The rules for creature subtype Swarm state:

A swarm has a single pool of Hit Dice and hit points, a single initiative modifier, a single speed, and a single Armor Class. (...) Swarm Attack: creatures with the swarm subtype don’t make standard melee attacks. Instead, they deal automatic damage to any creature whose space they occupy at the end of their move, with no attack roll needed. (...) The amount of damage a swarm deals is based on its Hit Dice, as shown on Table: Swarm Damage by Size.

Swarm HD Swarm Base Damage
1–5 1d6
6–10 2d6
... ...

The key is to think of the swarm as a single entity, not as the individual creatures, for purposes of dealing or receiving damage. So the swarm, in your case deals an automatic 1d6 damage, as a single damage instance. That damage is reduced by damage reduction.

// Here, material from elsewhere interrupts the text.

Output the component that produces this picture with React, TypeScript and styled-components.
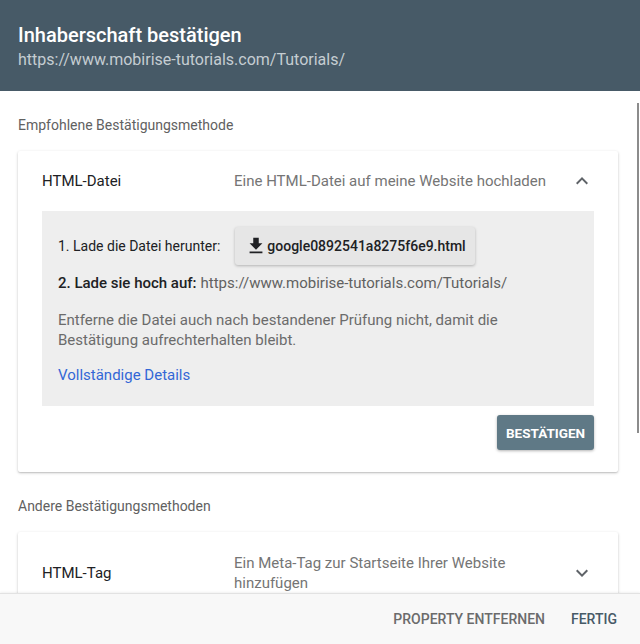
import React from 'react';
import styled, { createGlobalStyle } from 'styled-components';

const GlobalStyle = createGlobalStyle`
    html, body {
        margin: 0;
        padding: 0;
        background: #ffffff;
    }
    body {
        font-family: Roboto, 'Noto Sans', sans-serif;
        -webkit-font-smoothing: antialiased;
    }
`;

const ChevronIcon = ({ up }: { up?: boolean }) => (
    <svg width="24" height="24" viewBox="0 0 24 24">
        <path
            d={up ? 'M7.41 15.41 12 10.83l4.59 4.58L18 14l-6-6-6 6z' : 'M7.41 8.59 12 13.17l4.59-4.58L18 10l-6 6-6-6z'}
            fill="#5f6368"
        />
    </svg>
);

const DownloadIcon = () => (
    <svg width="22" height="22" viewBox="0 0 24 24">
        <path d="M19 9h-4V3H9v6H5l7 7 7-7zM5 18v2h14v-2H5z" fill="#202124" />
    </svg>
);

const App = () => {
    return (
        <>
            <GlobalStyle />
            <Dialog>
                <Header>
                    <Title>Inhaberschaft bestätigen</Title>
                    <SubTitle>https://www.mobirise-tutorials.com/Tutorials/</SubTitle>
                </Header>
                <Content>
                    <ScrollThumb />
                    <SectionLabel>Empfohlene Bestätigungsmethode</SectionLabel>
                    <Card>
                        <CardHead $tall={false}>
                            <MethodName>HTML-Datei</MethodName>
                            <MethodDesc>Eine HTML-Datei auf meine Website hochladen</MethodDesc>
                            <IconSlot>
                                <ChevronIcon up />
                            </IconSlot>
                        </CardHead>
                        <Instructions>
                            <StepRow>
                                <StepText>1. Lade die Datei herunter:</StepText>
                                <FileButton>
                                    <DownloadIcon />
                                    google0892541a8275f6e9.html
                                </FileButton>
                            </StepRow>
                            <StepRow>
                                <StepStrong>2. Lade sie hoch auf:</StepStrong>
                                <StepUrl>https://www.mobirise-tutorials.com/Tutorials/</StepUrl>
                            </StepRow>
                            <Note>
                                Entferne die Datei auch nach bestandener Prüfung nicht, damit die
                                <br />
                                Bestätigung aufrechterhalten bleibt.
                            </Note>
                            <DetailsLink href="#">Vollständige Details</DetailsLink>
                        </Instructions>
                        <CardActions>
                            <ConfirmButton>BESTÄTIGEN</ConfirmButton>
                        </CardActions>
                    </Card>
                    <SectionLabel>Andere Bestätigungsmethoden</SectionLabel>
                    <Card>
                        <CardHead $tall>
                            <MethodName>HTML-Tag</MethodName>
                            <MethodDesc>Ein Meta-Tag zur Startseite Ihrer Website hinzufügen</MethodDesc>
                            <IconSlot>
                                <ChevronIcon />
                            </IconSlot>
                        </CardHead>
                    </Card>
                </Content>
                <Footer>
                    <TextButton $primary={false}>PROPERTY ENTFERNEN</TextButton>
                    <TextButton $primary>FERTIG</TextButton>
                </Footer>
            </Dialog>
        </>
    );
};

const Dialog = styled.div`
    width: 640px;
    height: 644px;
    display: flex;
    flex-direction: column;
    overflow: hidden;
    background: #ffffff;
`;

const Header = styled.header`
    height: 91px;
    box-sizing: border-box;
    background-color: #475a67;
    padding: 22px 18px 0;
    flex-shrink: 0;
`;

const Title = styled.h1`
    margin: 0;
    font-size: 20px;
    line-height: 26px;
    font-weight: 500;
    color: #ffffff;
`;

const SubTitle = styled.div`
    margin-top: 2px;
    font-size: 16px;
    line-height: 20px;
    color: #c5cdd2;
`;

const Content = styled.main`
    position: relative;
    flex: 1;
    overflow: hidden;
    padding: 0 22px 0 18px;
`;

const ScrollThumb = styled.div`
    position: absolute;
    right: 1px;
    top: 12px;
    width: 2px;
    height: 330px;
    background: #8c8c8c;
`;

const SectionLabel = styled.div`
    padding: 24px 0 16px;
    font-size: 14px;
    line-height: 20px;
    color: #616161;
`;

const Card = styled.section`
    background: #ffffff;
    border-radius: 2px;
    box-shadow: 0 1px 3px rgba(0, 0, 0, 0.22), 0 1px 1px rgba(0, 0, 0, 0.08);
    padding: 0 24px 22px;
`;

const CardHead = styled.div<{ $tall: boolean }>`
    display: flex;
    align-items: center;
    box-sizing: border-box;
    min-height: 60px;
    padding: ${(p) => (p.$tall ? '21px 0 19px' : '0')};
`;

const MethodName = styled.div`
    width: 192px;
    flex-shrink: 0;
    font-size: 15px;
    color: #202124;
`;

const MethodDesc = styled.div`
    width: 322px;
    font-size: 15px;
    line-height: 20px;
    color: #757575;
`;

const IconSlot = styled.div`
    margin-left: auto;
    display: flex;
    align-items: center;
`;

const Instructions = styled.div`
    background: #eeeeee;
    padding: 15px 16px 21px;
    display: flex;
    flex-direction: column;
`;

const StepRow = styled.div`
    display: flex;
    align-items: center;
    gap: 4px;
    min-height: 39px;
    & + & {
        min-height: 36px;
    }
`;

const StepText = styled.span`
    font-size: 14px;
    color: #202124;
    margin-right: 11px;
`;

const StepStrong = styled.span`
    font-size: 15px;
    font-weight: 500;
    color: #202124;
`;

const StepUrl = styled.span`
    font-size: 15px;
    color: #616161;
`;

const FileButton = styled.button`
    display: flex;
    align-items: center;
    gap: 0;
    height: 38px;
    padding: 0 9px 0 10px;
    border: none;
    border-radius: 3px;
    background: #e6e6e6;
    box-shadow: 0 1px 3px rgba(0, 0, 0, 0.25);
    font-family: inherit;
    font-size: 14px;
    font-weight: 500;
    color: #202124;
`;

const Note = styled.p`
    margin: 9px 0 0;
    font-size: 15px;
    line-height: 20px;
    color: #6b6b6b;
`;

const DetailsLink = styled.a`
    margin-top: 15px;
    font-size: 15px;
    line-height: 20px;
    color: #3367d6;
    text-decoration: none;
`;

const CardActions = styled.div`
    display: flex;
    justify-content: flex-end;
    padding-top: 9px;
`;

const ConfirmButton = styled.button`
    width: 97px;
    height: 35px;
    border: none;
    border-radius: 3px;
    background: #5f7986;
    box-shadow: 0 1px 3px rgba(0, 0, 0, 0.3);
    color: #ffffff;
    font-family: inherit;
    font-size: 13.5px;
    font-weight: 700;
`;

const Footer = styled.footer`
    height: 50px;
    flex-shrink: 0;
    display: flex;
    align-items: center;
    justify-content: flex-end;
    gap: 26px;
    padding-right: 23px;
    background: #f8f8f8;
    border-top: 1px solid #e2e2e2;
    box-shadow: 0 -1px 2px rgba(0, 0, 0, 0.06);
    position: relative;
`;

const TextButton = styled.button<{ $primary: boolean }>`
    border: none;
    background: none;
    padding: 0;
    font-family: inherit;
    font-size: 14px;
    font-weight: 500;
    color: ${(p) => (p.$primary ? '#475a67' : '#6b6b6b')};
`;

export default App;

It does not matter if the damage reduction would be sufficient to blank all damage of a single individual creature in the swarm.

(I have no good explanation for a narrative as to how that works, and therefore might be inclined to rule differently in my home game, and say that if the reduction is sufficient to block all damage from a specimen in the swarm it will block all damage, but the rules do not have support for that).

However, there is this additional rule text you quote:

Damage reduction sufficient to reduce a swarm attack’s damage to 0, being incorporeal, or other Special Abilities usually give a creature immunity (or at least resistance) to damage from a swarm.

One way to read this is that if the damage reduction is large enough to reduce any one of the swarm's possible damage outcomes to 0, then the creature will be immune (or at least resistant) to the swarm's damage. So a creature with DR 1 would be immune to swarm of 1-5 HD, but not to one of 6-10 HD, because 1 is one of the smaller HD swarm's possible damage outcomes, but not of the larger HD swarm's.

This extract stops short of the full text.